At the hearing conducted by an examiner for the Board, the employer produced evidence which, if accepted, would have amply supported a conclusion that Vogel was discharged because he was an unproductive, although skillful, fitter, and because he kept irregular working hours and for other less serious reasons not necessary to detail. The Board rejected this evidence, as well as the testimony of Fabrication Specialists, Inc.’s president that he did not know of the employes’ meeting of the previous night when he discharged Vogel, and concluded that the termination of Vogel’s employment was an unfair labor practice in violation of both clauses (a) and (c) of subsection (1) of Section 6 of the Act. Those provisions read as follows:

“(1) It shall be an unfair labor practice for the employer
(a) To interfere with, restrain or coerce employes in the exercise of the rights guaranteed in this Act.
(c) By discrimination in regard to hire or tenure of employment, or any term or condition of employment to encourage or discourage membership in any labor organization....”

*257Turning first to Section 6(1) (a), we note that it proscribes as an unfair labor practice the act of interfering with, restraining or coercing employes in the exercise of the rights granted by the Pennsylvania Labor Relations Act generally. As we have earlier pointed out, neither the complaint filed by Vogel or that issued by the Board referred to any operative provision of the Act guaranteeing rights (other than Section 6(1) (c)) as having been interfered with by the employer. The Board and the lower court concluded upon reviewing the evidence of the hearing that the employer had violated the theretofore unmentioned Section 5, 43 P.S. §211.5, which provides that “[e]mployees shall have the right to self-organization, to form, join or assist labor organizations, to bargain collectively through representatives of their own choosing, and to engage in concerted activities for the purpose of collective bargaining or other mutual aid or protection.” The Board having found that Vogel’s discharge was motivated by his activity in calling a meeting of employes rather than his derelictions as an employe, a fact which we cannot on this record disturb,2 it would be our duty to affirm the conclusion that the employer had indeed violated Section 5, had it been charged with the unfair practice described by that provision of the statute. However, our researches have led us to Lancaster Yellow Cab & Baggage, Inc. v. P.L.R.B., 371 Pa. 49, 88 A.2d 866 (1952) which holds that an employer charged with an unfair labor practice is entitled to know what provision of the Pennsylvania Labor Relations Act *258is the basis for the complaint and that a charge of the violation of clause (a) of subsection (1) of Section 6 does not constitute a charge of a violation of some other clause of Section 6. It follows that a charge of violation of 6(1) (a) does not constitute a violation of Section 5. The additional holding of Lancaster Yellow Cab, supra, was that the Board has power under the Act to order reinstatement and back pay only when the employe has been discharged in violation of clause (c) of subsection (1) of Section (6). This holding is founded on Section 8 of the Act, as amended by the Act of June 9, 1989, P.L. 293, 43 P.S. §211.8 which provides:

.. If, upon all the testimony taken, the board shall determine that any person named in the complaint has or is engaged in any such unfair practice, the board shall state its findings of fact, and issue and cause to be served on such person an order requiring such person to cease and desist from such unfair labor practice, and to take such reasonable affirmative action, including reinstatement of employes discharged in violation of clause (c) of subdivision (1) of Section (6) of this act, with or without back pay, as will effectuate the policies of this act. ...” (Emphasis added.)

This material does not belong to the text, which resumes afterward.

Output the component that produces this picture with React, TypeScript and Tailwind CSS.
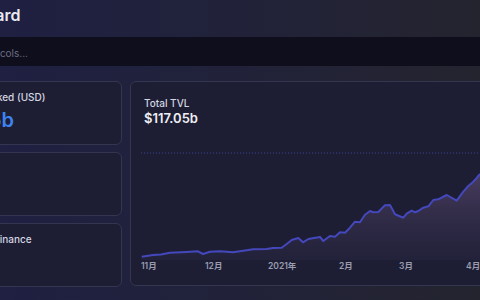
const points: [number, number][] = [
  [0.7, 106.7], [12, 105], [20, 104.5], [29, 102.7], [45.7, 102], [57, 101.3], [62, 104],
  [69, 101.7], [79, 101.3], [92, 102.3], [105.7, 100.3], [112, 99.3], [125.7, 99],
  [132, 98], [140.7, 97.7], [145.7, 94], [150.7, 90], [157.3, 88], [162, 92.3],
  [167.3, 89], [179, 87], [182.3, 91], [189, 86], [194, 86.7], [199, 82.3],
  [204, 82.7], [209, 77.7], [214, 71.7], [219, 72.3], [224, 64.7], [229, 61],
  [232.3, 62.3], [237.3, 62], [244, 55.3], [249, 55], [254, 64.3], [262.3, 67.7],
  [265.7, 63.7], [270.7, 60.7], [274, 62.3], [277.3, 61], [282.3, 57.7],
  [287.3, 56.3], [292.3, 50], [297.3, 49.3], [305.7, 45], [315.7, 50.7],
  [322.3, 41.7], [327.3, 36], [332.3, 31.7], [335.7, 28], [339, 24],
];

const labels = [
  { x: 0, text: "11月" },
  { x: 64, text: "12月" },
  { x: 127, text: "2021年" },
  { x: 198, text: "2月" },
  { x: 258, text: "3月" },
  { x: 325, text: "4月" },
];

function TvlChart() {
  const line = points.map(([x, y], i) => `${i === 0 ? "M" : "L"}${x},${y}`).join(" ");
  const area = `${line} L339,110 L0.7,110 Z`;
  return (
    <svg width="339" height="122" viewBox="0 0 339 122" className="block">
      <defs>
        <linearGradient id="tvlFill" x1="0" y1="0" x2="0" y2="1">
          <stop offset="0%" stopColor="#8a6a9c" stopOpacity="0.4" />
          <stop offset="100%" stopColor="#4a3d66" stopOpacity="0.12" />
        </linearGradient>
      </defs>
      <line x1="0" y1="3" x2="339" y2="3" stroke="#3d4096" strokeWidth="1" strokeDasharray="1 2" />
      <path d={area} fill="url(#tvlFill)" />
      <path d={line} fill="none" stroke="#4448bc" strokeWidth="2" strokeLinejoin="round" />
      {labels.map((l) => (
        <text key={l.text} x={l.x} y="119" fontSize="8.5" fontWeight="600" fill="#9a9cb0">
          {l.text}
        </text>
      ))}
    </svg>
  );
}

function StatCard({ label, value, labelMl }: { label: string; value?: string; labelMl: string }) {
  return (
    <div className="h-[64px] rounded-md border border-[#34354f] bg-[#1d1e34] pt-[8px]">
      <div className={`text-[10px] leading-[14px] font-medium text-[#d4d5e0] ${labelMl}`}>{label}</div>
      {value && (
        <div className="mt-[4px] ml-[68px] text-[20px] leading-6 font-semibold text-[#3d83f0]">{value}</div>
      )}
    </div>
  );
}

export default function App() {
  return (
    <div
      className="w-[480px] h-[300px] overflow-hidden bg-gradient-to-r from-[#1f2042] via-[#212239] to-[#24242f]"
      style={{ fontFamily: "Inter, 'Noto Sans CJK SC', sans-serif" }}
    >
      <div className="-ml-[138px] w-[760px]">
        <div className="h-[30px] flex items-center">
          <h1 className="ml-[74px] text-[16px] font-semibold text-[#e9e9f2]">Dashboard</h1>
        </div>
        <div className="mt-[7px] h-[29px] bg-[#0e0e1c] flex items-center pt-[3px]">
          <span className="ml-[77px] text-[10px] text-[#6c6d82]">Search protocols...</span>
        </div>
        <div className="mt-[15px] flex gap-[8px]">
          <div className="w-[260px] flex flex-col gap-[7px]">
            <StatCard label="Total Value Locked (USD)" value="$117.05b" labelMl="ml-[61px]" />
            <StatCard label="Change (24h)" labelMl="ml-[61px]" />
            <StatCard label="ETH Dominance" labelMl="ml-[92px]" />
          </div>
          <div className="w-[400px] h-[205px] rounded-md border border-[#34354f] bg-[#1d1e34] pt-[14px] px-[13px]">
            <div className="text-[10px] leading-[14px] font-medium text-[#d4d5e0]">Total TVL</div>
            <div className="text-[13px] leading-4 font-semibold text-[#eeeef5]">$117.05b</div>
            <div className="mt-[24px] -ml-[3px]">
              <TvlChart />
            </div>
          </div>
        </div>
      </div>
    </div>
  );
}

It is clear therefore, that if here there was no violation of 6(1) (c), the Board was without power to order Vogel’s reinstatement with back pay.

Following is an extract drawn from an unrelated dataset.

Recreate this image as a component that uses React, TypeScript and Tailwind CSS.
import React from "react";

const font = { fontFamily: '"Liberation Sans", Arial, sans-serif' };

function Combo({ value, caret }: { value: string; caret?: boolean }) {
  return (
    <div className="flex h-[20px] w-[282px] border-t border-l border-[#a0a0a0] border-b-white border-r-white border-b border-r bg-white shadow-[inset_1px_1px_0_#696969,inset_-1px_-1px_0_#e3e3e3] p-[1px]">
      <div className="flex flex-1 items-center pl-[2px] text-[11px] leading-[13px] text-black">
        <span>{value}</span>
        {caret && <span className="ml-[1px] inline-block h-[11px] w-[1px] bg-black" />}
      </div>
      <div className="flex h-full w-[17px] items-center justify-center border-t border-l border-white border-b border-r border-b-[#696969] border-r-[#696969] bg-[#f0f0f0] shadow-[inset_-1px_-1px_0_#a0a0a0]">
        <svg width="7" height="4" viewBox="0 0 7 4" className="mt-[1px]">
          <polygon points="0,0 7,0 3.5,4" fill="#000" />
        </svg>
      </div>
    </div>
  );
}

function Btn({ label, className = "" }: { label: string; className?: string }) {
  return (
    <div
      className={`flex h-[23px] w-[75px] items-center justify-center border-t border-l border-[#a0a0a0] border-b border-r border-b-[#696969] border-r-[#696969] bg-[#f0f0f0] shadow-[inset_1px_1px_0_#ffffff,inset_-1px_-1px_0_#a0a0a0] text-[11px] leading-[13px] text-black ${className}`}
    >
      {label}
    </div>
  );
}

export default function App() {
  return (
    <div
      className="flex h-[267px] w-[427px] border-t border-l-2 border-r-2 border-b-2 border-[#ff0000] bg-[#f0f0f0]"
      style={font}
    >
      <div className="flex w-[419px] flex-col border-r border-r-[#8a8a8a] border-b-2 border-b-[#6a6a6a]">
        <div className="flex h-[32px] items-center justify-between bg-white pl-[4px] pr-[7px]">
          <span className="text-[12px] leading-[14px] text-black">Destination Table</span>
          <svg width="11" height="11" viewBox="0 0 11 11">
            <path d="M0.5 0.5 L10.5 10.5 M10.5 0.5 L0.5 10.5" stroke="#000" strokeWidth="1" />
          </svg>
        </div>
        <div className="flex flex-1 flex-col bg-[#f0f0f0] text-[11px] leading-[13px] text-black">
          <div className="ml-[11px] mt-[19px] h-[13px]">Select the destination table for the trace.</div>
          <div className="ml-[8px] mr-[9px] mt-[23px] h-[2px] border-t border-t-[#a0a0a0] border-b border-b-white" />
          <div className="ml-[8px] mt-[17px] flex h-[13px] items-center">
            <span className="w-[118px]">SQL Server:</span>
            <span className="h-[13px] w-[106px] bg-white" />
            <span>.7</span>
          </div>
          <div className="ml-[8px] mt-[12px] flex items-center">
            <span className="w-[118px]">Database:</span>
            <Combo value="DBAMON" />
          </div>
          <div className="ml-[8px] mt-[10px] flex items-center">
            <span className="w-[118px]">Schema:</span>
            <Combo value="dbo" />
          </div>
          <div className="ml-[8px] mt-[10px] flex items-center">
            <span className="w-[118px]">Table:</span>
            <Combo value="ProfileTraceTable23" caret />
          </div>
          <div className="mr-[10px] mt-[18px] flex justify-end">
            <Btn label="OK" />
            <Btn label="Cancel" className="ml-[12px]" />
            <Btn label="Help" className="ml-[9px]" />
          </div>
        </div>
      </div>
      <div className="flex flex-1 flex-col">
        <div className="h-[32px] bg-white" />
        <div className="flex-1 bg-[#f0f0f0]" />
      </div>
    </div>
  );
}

While the Board concludes that the employer violated both clauses (a) and (c), its and the lower court discussions of the facts as applied to the law are far from clear. Both tribunals seem to say that, although it appears that there was a violation of 6(1) (c), it does not much matter whether that provision was violated, because there was clearly a violation of 6(1) (a) by an act of interference with the employes’ right to engage in concerted activities guaranteed by Section 5. As we have seen, not only was a violation of Section 5 not charged, *259as required by Lancaster Yellow Cab, supra, and, if it had been, an order of reinstatement could not be founded on such an offense.

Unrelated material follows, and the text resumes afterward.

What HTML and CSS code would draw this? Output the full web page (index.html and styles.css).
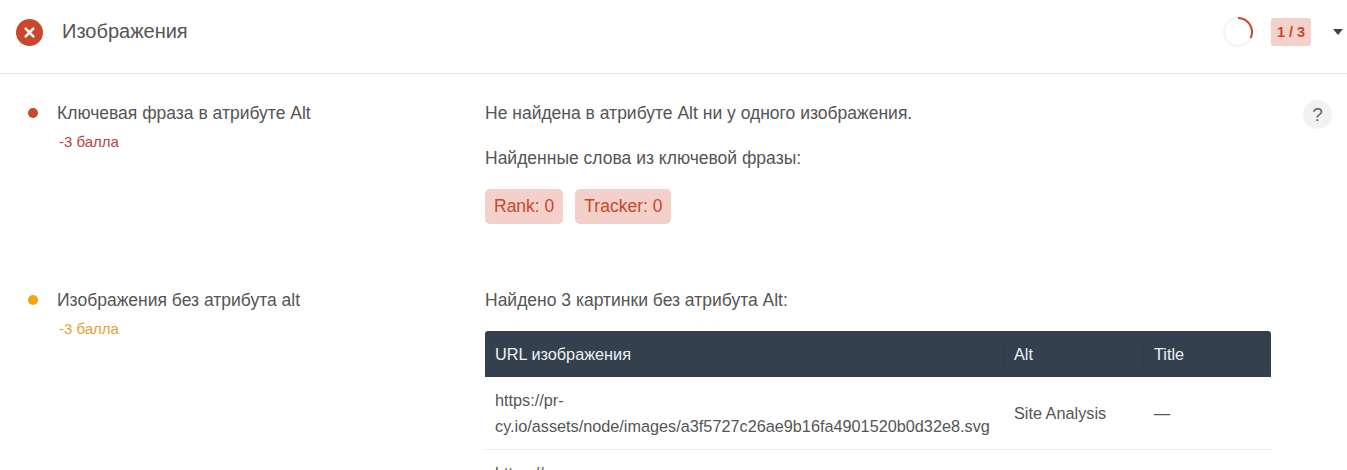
FILE: index.html
```html
<!DOCTYPE html>
<html lang="ru">
<head>
<meta charset="utf-8">
<title>Изображения</title>
<link rel="stylesheet" href="styles.css">
</head>
<body>
<header class="head">
  <span class="status-icon">
    <svg width="27" height="27" viewBox="0 0 27 27"><circle cx="13.5" cy="13.5" r="13.5" fill="#c9472c"/><path d="M9.7 9.7l7.6 7.6M17.3 9.7l-7.6 7.6" stroke="#fff" stroke-width="2.6" stroke-linecap="round" fill="none"/></svg>
  </span>
  <h2 class="title">Изображения</h2>
  <svg class="ring" width="30" height="30" viewBox="0 0 30 30"><circle cx="15" cy="15" r="14" fill="none" stroke="#f3f3f3" stroke-width="2"/><path d="M15 1A14 14 0 0 1 27.6 21" fill="none" stroke="#c9472c" stroke-width="2"/></svg>
  <span class="score">1 / 3</span>
  <span class="caret"></span>
</header>
<section class="row">
  <div class="label">
    <span class="dot dot-red"></span>
    <div>
      <div class="name">Ключевая фраза в атрибуте Alt</div>
      <div class="pts pts-red">-3 балла</div>
    </div>
  </div>
  <div class="body">
    <p class="text">Не найдена в атрибуте Alt ни у одного изображения.</p>
    <p class="text">Найденные слова из ключевой фразы:</p>
    <div class="tags"><span class="tag">Rank: 0</span><span class="tag">Tracker: 0</span></div>
  </div>
  <span class="help">?</span>
</section>
<section class="row">
  <div class="label">
    <span class="dot dot-amber"></span>
    <div>
      <div class="name">Изображения без атрибута alt</div>
      <div class="pts pts-amber">-3 балла</div>
    </div>
  </div>
  <div class="body">
    <p class="text">Найдено 3 картинки без атрибута Alt:</p>
    <table class="table">
      <thead><tr><th class="c-url">URL изображения</th><th class="c-alt">Alt</th><th class="c-title">Title</th></tr></thead>
      <tbody>
        <tr><td>https://pr-cy.io/assets/node/images/a3f5727c26ae9b16fa4901520b0d32e8.svg</td><td>Site Analysis</td><td>—</td></tr>
        <tr><td>https://pr-cy.io/assets/node/images/b81c4d07e2f9a6135dc0478ea1f2963b.svg</td><td>Site Analysis</td><td>—</td></tr>
      </tbody>
    </table>
  </div>
</section>
</body>
</html>
```
FILE: styles.css
```css
html, body { margin: 0; padding: 0; height: 470px; overflow: hidden; background: #fff; }
body { font-family: "Liberation Sans", Arial, sans-serif; color: #555; }
.head { display: flex; align-items: center; height: 64px; border-bottom: 1px solid #e6e6e6; padding: 0 4px 9px 16px; }
.status-icon { display: flex; width: 27px; height: 27px; }
.title { flex: 1; margin: 0 0 0 19px; font-size: 20px; font-weight: 400; color: #555; line-height: 28px; position: relative; top: -1px; }
.ring { margin-right: 18px; }
.score { width: 40px; height: 28px; line-height: 28px; text-align: center; background: #f3d0ca; color: #c9472c; border-radius: 3px; font-size: 14.5px; font-weight: 700; margin-right: 22px; }
.caret { width: 0; height: 0; border-left: 5.5px solid transparent; border-right: 5.5px solid transparent; border-top: 6px solid #444; margin-right: 0; }
.row { display: flex; position: relative; padding: 27px 0 0 28px; }
.row + .row { padding-top: 64px; }
.label { display: flex; width: 457px; flex: none; }
.dot { width: 10px; height: 10px; border-radius: 50%; margin: 7px 19px 0 0; flex: none; }
.dot-red { background: #c9472c; }
.dot-amber { background: #f8a20e; }
.name { font-size: 17.5px; line-height: 24px; }
.pts { font-size: 15px; line-height: 20px; margin: 7px 0 0 2px; }
.pts-red { color: #b9443a; }
.pts-amber { color: #e8a033; }
.body { width: 786px; flex: none; }
.text { margin: 0 0 21px; font-size: 17.5px; line-height: 24px; }
.tags { display: flex; gap: 12px; margin-top: -2px; }
.tag { height: 35px; line-height: 35px; padding: 0 9px; border-radius: 5px; background: #f3d0ca; color: #c9472c; font-size: 17.5px; }
.help { position: absolute; top: 26px; right: 15px; width: 29px; height: 29px; line-height: 29px; border-radius: 50%; background: #f2f2f2; text-align: center; font-size: 19px; color: #666; }
.table { width: 786px; border-collapse: collapse; table-layout: fixed; font-size: 16.25px; margin-top: -2px; }
.table th { background: #35404f; color: #eef0f2; font-weight: 400; text-align: left; height: 46px; padding: 0 10px; box-sizing: border-box; position: relative; }
.table th:first-child { border-top-left-radius: 3px; }
.table th:last-child { border-top-right-radius: 3px; }
.c-alt::before, .c-title::before { content: ""; position: absolute; left: -1px; top: 11px; bottom: 10px; width: 1px; background: #303a48; }
.c-url { width: 519px; }
.c-alt { width: 140px; }
.table td { padding: 10px; line-height: 26px; border-bottom: 1px solid #ececec; color: #555; }
```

We are required therefore finally to determine whether clause (c) of subsection (1) of Section (6) was violated. Since the offense there pertinently defined is that of discrimination in regard to tenure of employment to discourage membership in any labor organization, we must determine whether conceding, as the Board found, that Vogel was discharged for calling a meeting of employes, his firing was to discourage his membership in a labor organization. Section 3(f) of the Act, 43 P.S. §211.3 (f) defines a labor organization as . . any organization of any kind, or any agency or employe representative committee or plan in which employes participate, and which exists for the purpose, in whole or in part, of dealing with employers concerning grievances, labor disputes, wages, rates of pay, hours of employment, or conditions of work. . . .” (Emphasis supplied.) As the portions of the testimony quoted at the beginning of this opinion demonstrate, there was not in existence when Vogel was discharged or at anytime subsequent thereto, so far as this record demonstrates, any organization or committee. Vogel testified that the ten participants at the meeting arranged by him discussed conditions at their work and resolved to attempt to form a grievance committee at some future time. Vogel’s witness, Shalters, testified that the discussion among the employes was just that and that its purpose was to consider means of improving efficiency in the shop, not means of dealing with their employer concerning grievances, wages or conditions of work. We hasten to repeat that had the employer been charged with the unfair labor practice of violating rights guaranteed by Section 5, the Board’s cease and desist order would have been upheld. If there be a loophole in the Act which permits an employer to discharge an employe, without stricture of reinstatement with back *260pay, found to have called a meeting for the purpose of suggesting the formation of a labor organization, it is one which the Legislature, not this court, has created and can cure by simply enlarging the power of the Board to order reinstatement with back pay for violation by discrimination in regard to tenure of the right of employes guaranteed by Section 5 to engage in concerted activities for mutual aid.

Having concluded that the record does not support any part of the Board’s order or the order of the court below, we are compelled to, and do hereby, reverse the latter.

. The unfair labor practice described in Section 6(1) (b) is that of interfering with the formation of a labor organization, and in Section 6(1) (e) of refusing to bargain collectively with employe representatives.

. Our review is limited to a determination of whether findings are supported by substantial evidence; it is the function of the Board to resolve conflicts in the evidence and judge credibility; and we must grant deference to the Board’s expertise in weighing facts. P.L.R.B. v. Sand’s Restaurant Corporation, 429 Pa. 479, 240 A.2d 801 (1968) ; P.L.R.B. v. Butz, 411 Pa. 360, 192 A.2d 707 (1963) ; Canon-McMillan School Board v. Commonwealth, 12 Pa. Commonwealth Ct. 323, 316 A.2d 114 (1974).